Learning to learn history

Preparing the First Year history lesson for tomorrow, I wistfully perused the material for the lessons. I wish there had been such resources when I was at school.

Before they even begin to look at historical materials, the First Year students are taught about sources, about asking questions, about looking at evidence. They are enthusiastic in their responses.

The focus of the course is on skills as well as knowledge, on making history a lifelong activity. There is the cultivation of an awareness that history is to be found in their own area as well as in distant locations. It took me half of my life to learn what they are learning in the opening weeks of first year.

Working in an Ulster parish south of Downpatrick, a parish with traditions that dated from the days of Saint Patrick, there was an anniversary festival in 1995 which included a bus tour of the parish.

The bus tour was not for outsiders, but for the parishioners themselves. An archaeologist from Queen’s University was numbered among the people of the parish and was our guide for the tour. An Ulsterbus was hired and, at the most distant point, from where we started we must have been three miles from where we had begun.

What had seemed a piece of silliness when it was planned, became an experience people were to remember. Each pile of stones, each fold in the hill, each grassy mound suddenly assumed an identity of their own.

Standing at the gate of a field, in which a single wall standing alone was all that remained of a medieval building, the archaeologist described the digs that had taken place there and how what was found told the story of the everyday lives of the people who had lived there.

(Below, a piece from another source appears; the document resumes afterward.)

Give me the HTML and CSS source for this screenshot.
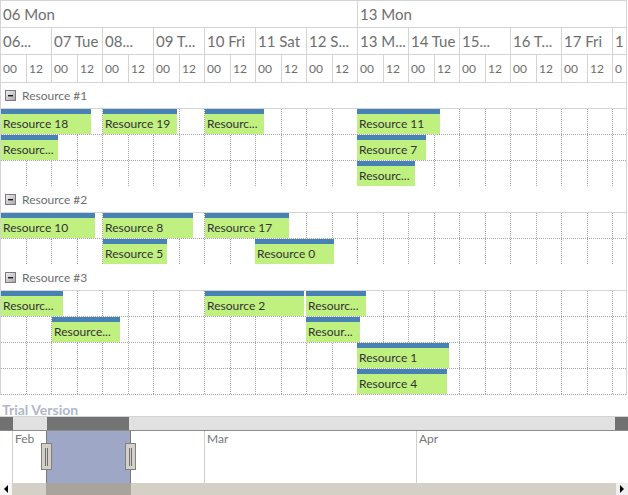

There had been laughter when he had talked about the excavation of what had once been the cess pit of the medieval house and had commented that it was amazing what people dropped when they were going to the toilet.  A place that had been passed by many people everyday became more than just a stone wall in a meadow.

It is unlikely that a professional historian or archaeologist will emerge from among the First Year students, such talents are few and far between, but if the lessons should prompt their adult selves to pause and to see the past around, then the course will have been a success.